Envoy Mortgage had its third round of layoffs the week before Thanksgiving, according to employees impacted.
The company shed close to 30% of employees in its corporate office in Houston, Texas. As of Wednesday, the company has over one thousand employees per LinkedIn, but employees interviewed say that number is much higher than the true headcount today.
Full-time employees that survived the layoff had a mandatory pay cut of 20%, meanwhile contractors experienced a 25% reduction.

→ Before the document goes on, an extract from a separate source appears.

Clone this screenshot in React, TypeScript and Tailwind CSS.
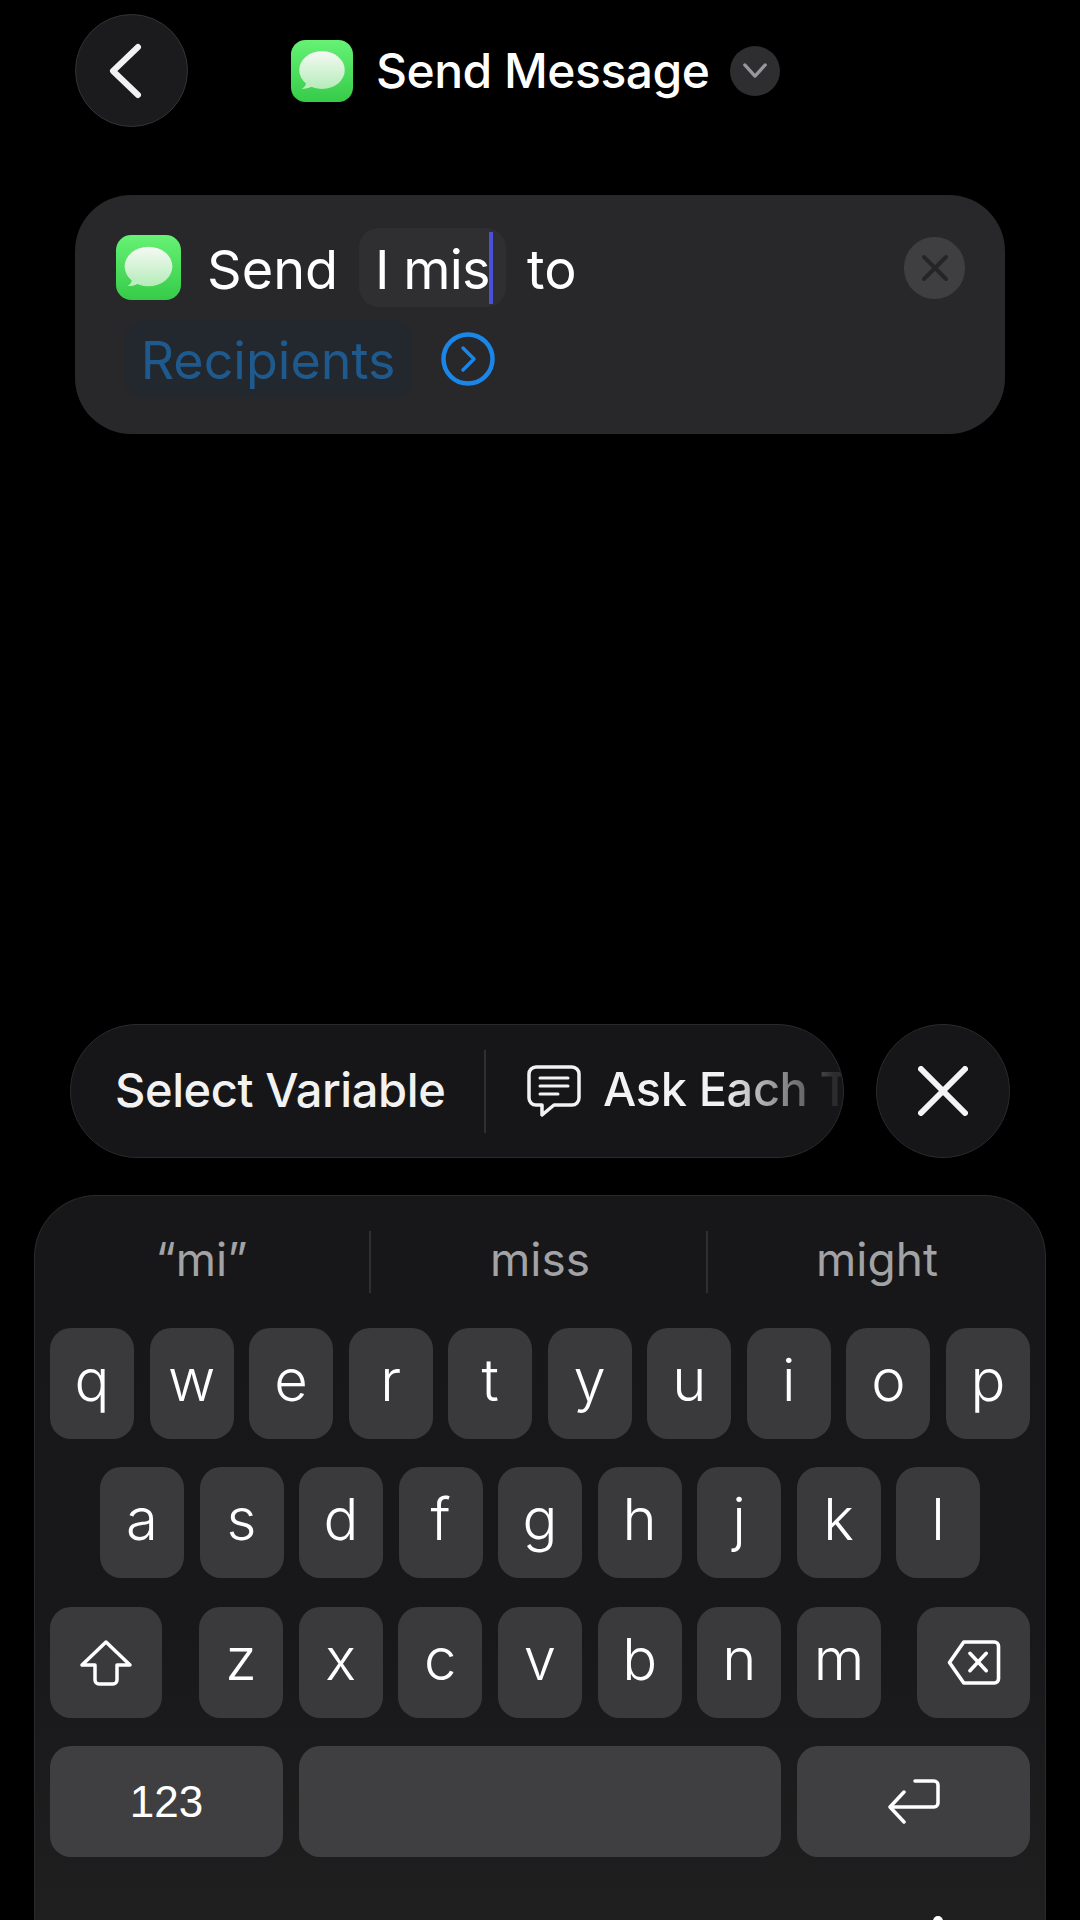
import { ReactNode } from "react";

const font = "font-['Inter','Liberation_Sans',sans-serif]";

const MessagesIcon = ({ className }: { className: string }) => (
  <svg viewBox="0 0 64 64" className={className}>
    <defs>
      <linearGradient id="msgBg" x1="0" y1="0" x2="0" y2="1">
        <stop offset="0" stopColor="#66f275" />
        <stop offset="1" stopColor="#36cb49" />
      </linearGradient>
      <linearGradient id="msgBubble" x1="0" y1="0" x2="0" y2="1">
        <stop offset="0" stopColor="#f6f9f4" />
        <stop offset="1" stopColor="#b4ecb8" />
      </linearGradient>
    </defs>
    <rect width="64" height="64" rx="15" fill="url(#msgBg)" />
    <ellipse cx="32" cy="31" rx="23.5" ry="19.5" fill="url(#msgBubble)" />
    <path d="M16 42c0 4-2 7-5 8 5 1 10-1 13-4z" fill="#bdeec0" />
  </svg>
);

const Key = ({ children, className = "w-[84px]" }: { children?: ReactNode; className?: string }) => (
  <div className={`h-[111px] shrink-0 rounded-[21px] bg-[#3a3a3c] flex items-center justify-center text-white text-[58px] font-light leading-none pb-[8px] ${className}`}>
    {children}
  </div>
);

const Row = ({ letters }: { letters: string }) => (
  <>
    {letters.split("").map((l) => (
      <Key key={l}>{l}</Key>
    ))}
  </>
);

export default function App() {
  return (
    <div className={`w-[1080px] h-[1920px] overflow-hidden bg-black flex flex-col ${font}`}>
      {/* header */}
      <div className="flex items-center pt-[14px] pl-[75px]">
        <button className="w-[113px] h-[113px] rounded-full bg-[#1b1b1d] border border-[#333335] flex items-center justify-center">
          <svg viewBox="0 0 40 60" className="w-[40px] h-[60px] mr-[13px]" fill="none" stroke="#f2f2f2" strokeWidth="6" strokeLinecap="round" strokeLinejoin="round">
            <path d="M33 6 8 30l25 24" />
          </svg>
        </button>
        <div className="flex items-center ml-[103px]">
          <MessagesIcon className="w-[62px] h-[62px]" />
          <span className="ml-[23px] text-white text-[48px] font-medium leading-none tracking-[-0.5px]">Send Message</span>
          <div className="ml-[21px] w-[50px] h-[50px] rounded-full bg-[#2e2e30] flex items-center justify-center">
            <svg viewBox="0 0 28 18" className="w-[26px] h-[17px]" fill="none" stroke="#98989c" strokeWidth="3.5" strokeLinecap="round" strokeLinejoin="round">
              <path d="m3 3 11 12L25 3" />
            </svg>
          </div>
        </div>
      </div>

      {/* action card */}
      <div className="relative mt-[68px] mx-[75px] h-[239px] rounded-[56px] bg-[#28282a] pl-[41px] pt-[33px]">
        <div className="flex items-center h-[79px] text-white text-[54px] leading-none">
          <MessagesIcon className="w-[65px] h-[65px]" />
          <span className="ml-[26px] pt-[4px]">Send</span>
          <div className="relative ml-[21px] w-[147px] h-[79px] rounded-[20px] bg-[#2f2f31] flex items-center pl-[16px] pt-[4px]">
            <span className="tracking-[-0.8px]">I mis</span>
            <div className="absolute left-[130px] top-[4px] w-[4px] h-[72px] bg-[#4a50d8]" />
          </div>
          <span className="ml-[21px] pt-[4px]">to</span>
        </div>
        <div className="flex items-center mt-[13px] ml-[8px]">
          <div className="h-[78px] w-[288px] rounded-[20px] bg-[#23282e] flex items-center justify-center text-[#1f5a8e] text-[52px] leading-none pt-[4px]">
            Recipients
          </div>
          <svg viewBox="0 0 54 54" className="ml-[29px] w-[54px] h-[54px]" fill="none" stroke="#1a86e8" strokeLinecap="round" strokeLinejoin="round">
            <circle cx="27" cy="27" r="24.5" strokeWidth="4.5" />
            <path d="m22 16 11 11-11 11" strokeWidth="3.5" />
          </svg>
        </div>
        <div className="absolute right-[40px] top-[42px] w-[61px] h-[62px] rounded-full bg-[#3f3f41] flex items-center justify-center">
          <svg viewBox="0 0 30 30" className="w-[30px] h-[30px]" fill="none" stroke="#252527" strokeWidth="4" strokeLinecap="round">
            <path d="m4 4 22 22M26 4 4 26" />
          </svg>
        </div>
      </div>

      {/* variable bar */}
      <div className="flex mt-[590px] ml-[70px]">
        <div className="w-[774px] h-[134px] rounded-full bg-[#161618] border border-[#2a2a2c] flex items-center pl-[44px] overflow-hidden">
          <span className="w-[369px] shrink-0 text-[#f2f2f2] text-[47px] font-medium leading-none tracking-[-0.4px] pb-[3px]">Select Variable</span>
          <div className="w-[2px] h-[83px] bg-[#2f2f31] shrink-0" />
          <svg viewBox="0 0 54 52" className="ml-[41px] w-[54px] h-[52px] shrink-0" fill="none" stroke="#f2f2f2" strokeLinecap="round" strokeLinejoin="round">
            <path d="M9 2h36a7 7 0 0 1 7 7v24a7 7 0 0 1-7 7H27L15 50v-10H9a7 7 0 0 1-7-7V9a7 7 0 0 1 7-7z" strokeWidth="3.5" />
            <path d="M13 13h28M13 21h28M13 29h18" strokeWidth="3" />
          </svg>
          <span className="ml-[22px] mb-[3px] w-[240px] shrink-0 overflow-hidden whitespace-nowrap bg-[linear-gradient(90deg,#f2f2f2_50%,#666668_84%,#2c2c2e_96%)] bg-clip-text text-transparent text-[47px] font-medium leading-[1.2] tracking-[-0.4px]">
            Ask Each Time
          </span>
        </div>
        <div className="ml-[32px] w-[134px] h-[134px] rounded-full bg-[#161618] border border-[#2a2a2c] flex items-center justify-center">
          <svg viewBox="0 0 50 50" className="w-[50px] h-[50px]" fill="none" stroke="#f4f4f4" strokeWidth="6" strokeLinecap="round">
            <path d="m3 3 44 44M47 3 3 47" />
          </svg>
        </div>
      </div>

      {/* keyboard */}
      <div className="relative mt-[37px] mx-[34px] flex-1 rounded-t-[62px] border-t border-x border-[#2a2a2c] bg-[linear-gradient(180deg,#17171a_0%,#18181a_60%,#1f1f20_100%)] px-[15px]">
        <div className="grid grid-cols-[321px_337px_1fr] h-[132px] items-center text-[#a3a3a6] text-[46px] leading-none">
          <div className="flex justify-center h-[62px] items-center border-r-2 border-[#2f2f31] pr-[16px] pb-[6px]">“mi”</div>
          <div className="flex justify-center h-[62px] items-center border-r-2 border-[#2f2f31] pl-[3px] pb-[6px]">miss</div>
          <div className="flex justify-center h-[62px] items-center pl-[16px] pb-[6px]">might</div>
        </div>
        <div className="flex justify-between">
          <Row letters="qwertyuiop" />
        </div>
        <div className="flex justify-between mt-[28px] px-[50px]">
          <Row letters="asdfghjkl" />
        </div>
        <div className="flex mt-[29px]">
          <Key className="w-[112px]">
            <svg viewBox="0 0 54 48" className="w-[54px] h-[48px] mt-[8px]" fill="none" stroke="#fff" strokeWidth="3.5" strokeLinejoin="round">
              <path d="M27 3 3 26h13v15a4 4 0 0 0 4 4h14a4 4 0 0 0 4-4V26h13z" />
            </svg>
          </Key>
          <div className="flex justify-between w-[682px] ml-[37px]">
            <Row letters="zxcvbnm" />
          </div>
          <Key className="w-[113px] ml-[36px]">
            <svg viewBox="0 0 54 46" className="w-[56px] h-[47px] mt-[8px]" fill="none" stroke="#fff" strokeWidth="3.5" strokeLinecap="round" strokeLinejoin="round">
              <path d="M17 3h30a4 4 0 0 1 4 4v32a4 4 0 0 1-4 4H17L3 23z" />
              <path d="m23 14 16 17M39 14 23 31" />
            </svg>
          </Key>
        </div>
        <div className="flex gap-[16px] mt-[28px]">
          <Key className="w-[233px] bg-[#3f3f41] !text-[44px] font-['Liberation_Sans',sans-serif] !font-normal !pb-0">123</Key>
          <Key className="w-[482px] bg-[#3f3f41]" />
          <Key className="w-[233px] bg-[#3f3f41]">
            <svg viewBox="0 0 54 46" className="w-[54px] h-[46px] mt-[6px]" fill="none" stroke="#fff" strokeWidth="3.5" strokeLinecap="round" strokeLinejoin="round">
              <path d="M28 3h19a4 4 0 0 1 4 4v18a4 4 0 0 1-4 4H4" />
              <path d="M17 14 3 29l14 15" />
            </svg>
          </Key>
        </div>
        <div className="absolute left-[898px] bottom-[-6px] w-[10px] h-[10px] rounded-full bg-white" />
      </div>
    </div>
  );
}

The company's branch locations located in over 35 states — mainly made up of commission-based employees — were minimally impacted, employees say.
Envoy Mortgage did not immediately respond to a request for comment.
The layoff caught many by surprise as upper management informed employees in October that they had enough resources to weather the market conditions.
"We were told that our jobs were secure and that the company was going to ride out the storm," a former Envoy manager said. "They said that their investors were fully on board with it, that we were well securitized and that there was no need for any additional layoffs."
Two previous layoff rounds took place in August and October during which the company executed a mandatory pay cut for underwriters and took away 401k matching for all employees, former employees say.
Unlike others
Upper management explained that layoffs were a result of the market downturn, but former employees also say that the company was making unnecessary investments into technology.
In recent months Envoy updated its loan origination platform and proceeded to move most of its infrastructure to the cloud.
"With the current state of the market and how the company is doing, now is not the time to be concentrating on these migrations, moving into the cloud and adding all these unneeded expenses," a former IT manager said. "We should have been in a cost savings mode instead of doing these big projects. We should have been trimming the fat and trying to stay lean and save money."
A veteran originator let go in Envoy's most recent purge noted that instead of throwing money at new technologies, lenders need to focus on education.
"You have a generation of owners who have not experienced an economic downturn and they don't know how to respond to it," the originator said. "Instead of falling back on guys like myself, instead of coming to us and asking what they should do, they treat us like we should go sit in rocking chairs for the rest of our lives in nursing homes."
"Now's not the time to go out and buy a brand new technology and try to create an infrastructure of reporting," the loan originator added. " It's time to bow down a little bit and put the money into education, which we don't do enough of in the industry. We don't train anybody enough to know how to make this transition."